The ALMA Observatory is a challenging project in many ways. The hardware and software pieces were often designed
specifically for ALMA, based on overall scientific requirements. The observatory is still in its construction
phase, but already started Early Science observations with 16 antennas in September 2011, and has currently
(June 2012) 39 accepted antennas, with 1 or 2 new antennas delivered every month. The finished array will
integrate up to 66 antennas in 2014.
The on-line software is a critical part of the operations: it controls everything from the low level real-time
hardware and data processing up to the observations scheduler and data storage. Many pieces of the software are
eventually affected by a growing number of antennas, as more processes are integrated into the distributed system,
and more data flows to the Correlator and Database.
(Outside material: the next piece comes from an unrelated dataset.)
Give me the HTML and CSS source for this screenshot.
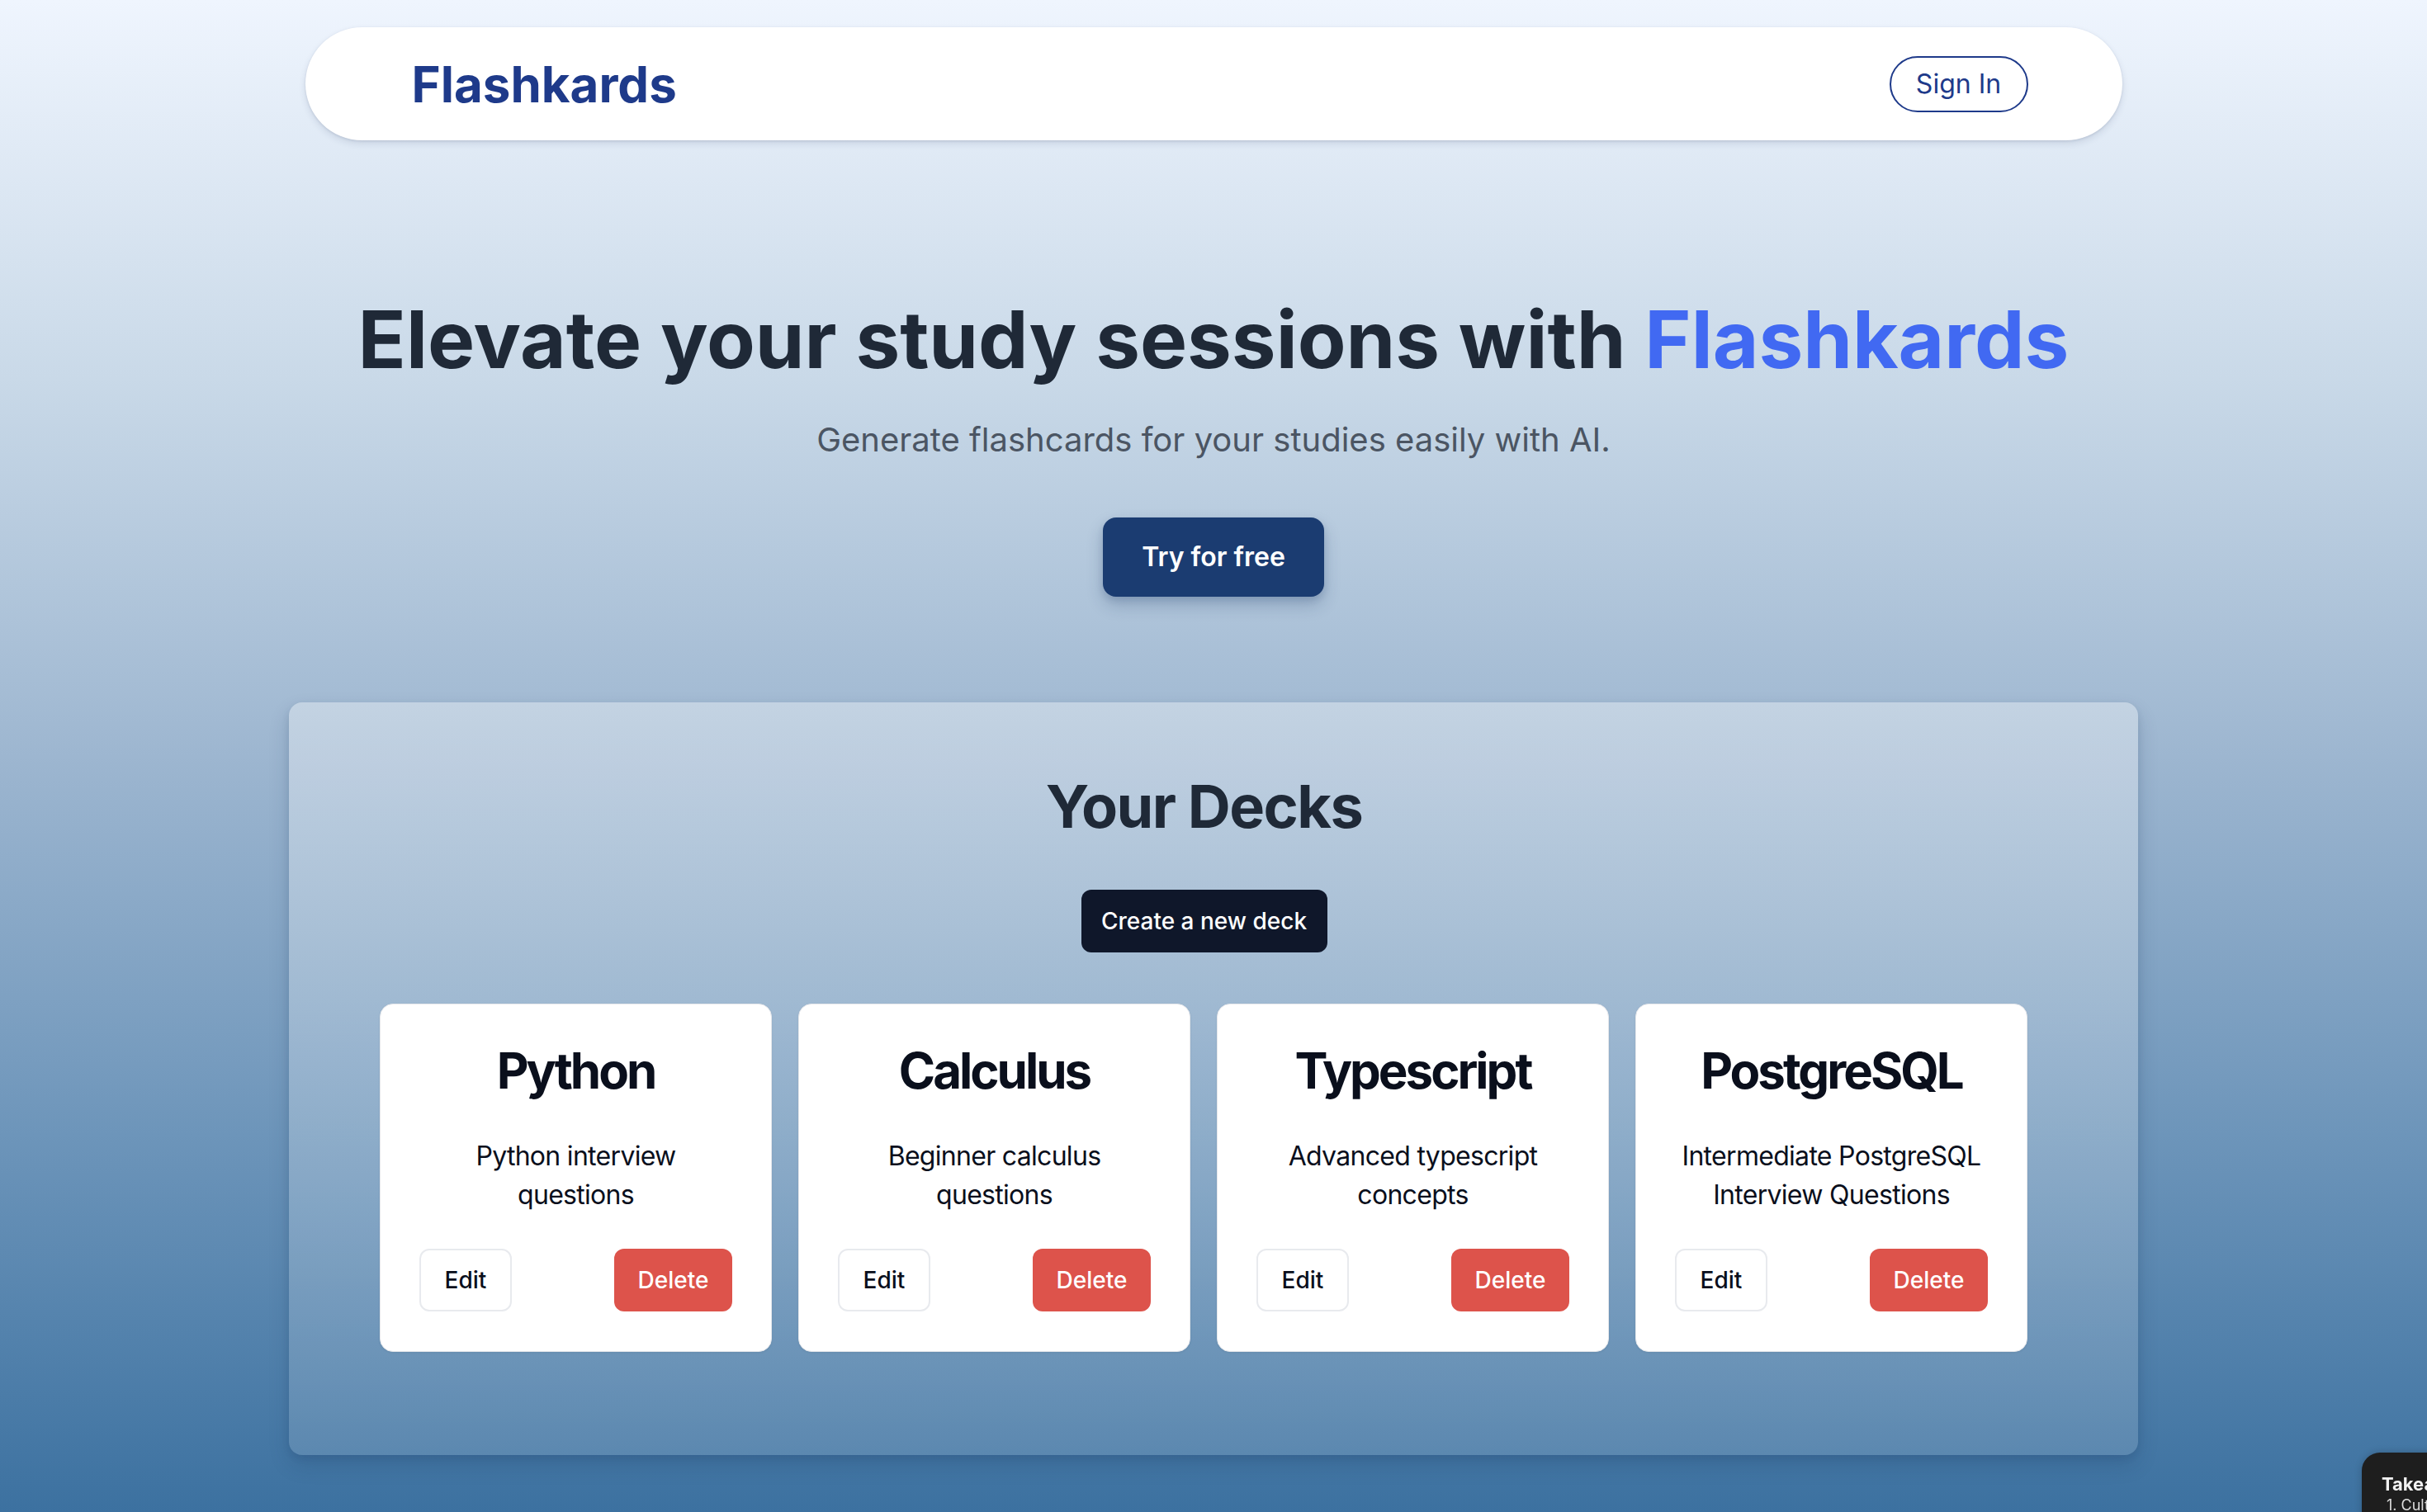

Although some early scalability tests were performed in
a simulated environment, the system proved to be very dependent on real deployment conditions and several
unforeseen scalability issues have been found in the last year, starting with a critical number of about 15
antennas. Processes that grow with the number of antennas tend to quickly demand more powerful machines,
unless alternatives are implemented.
This paper describes the practical experience of dealing with (and hopefully preventing) blocking scalability
issues during the construction phase, while the expectant users push the system to its limits. This may also be
a very useful example for other upcoming radio-telescopes with a large number of receivers.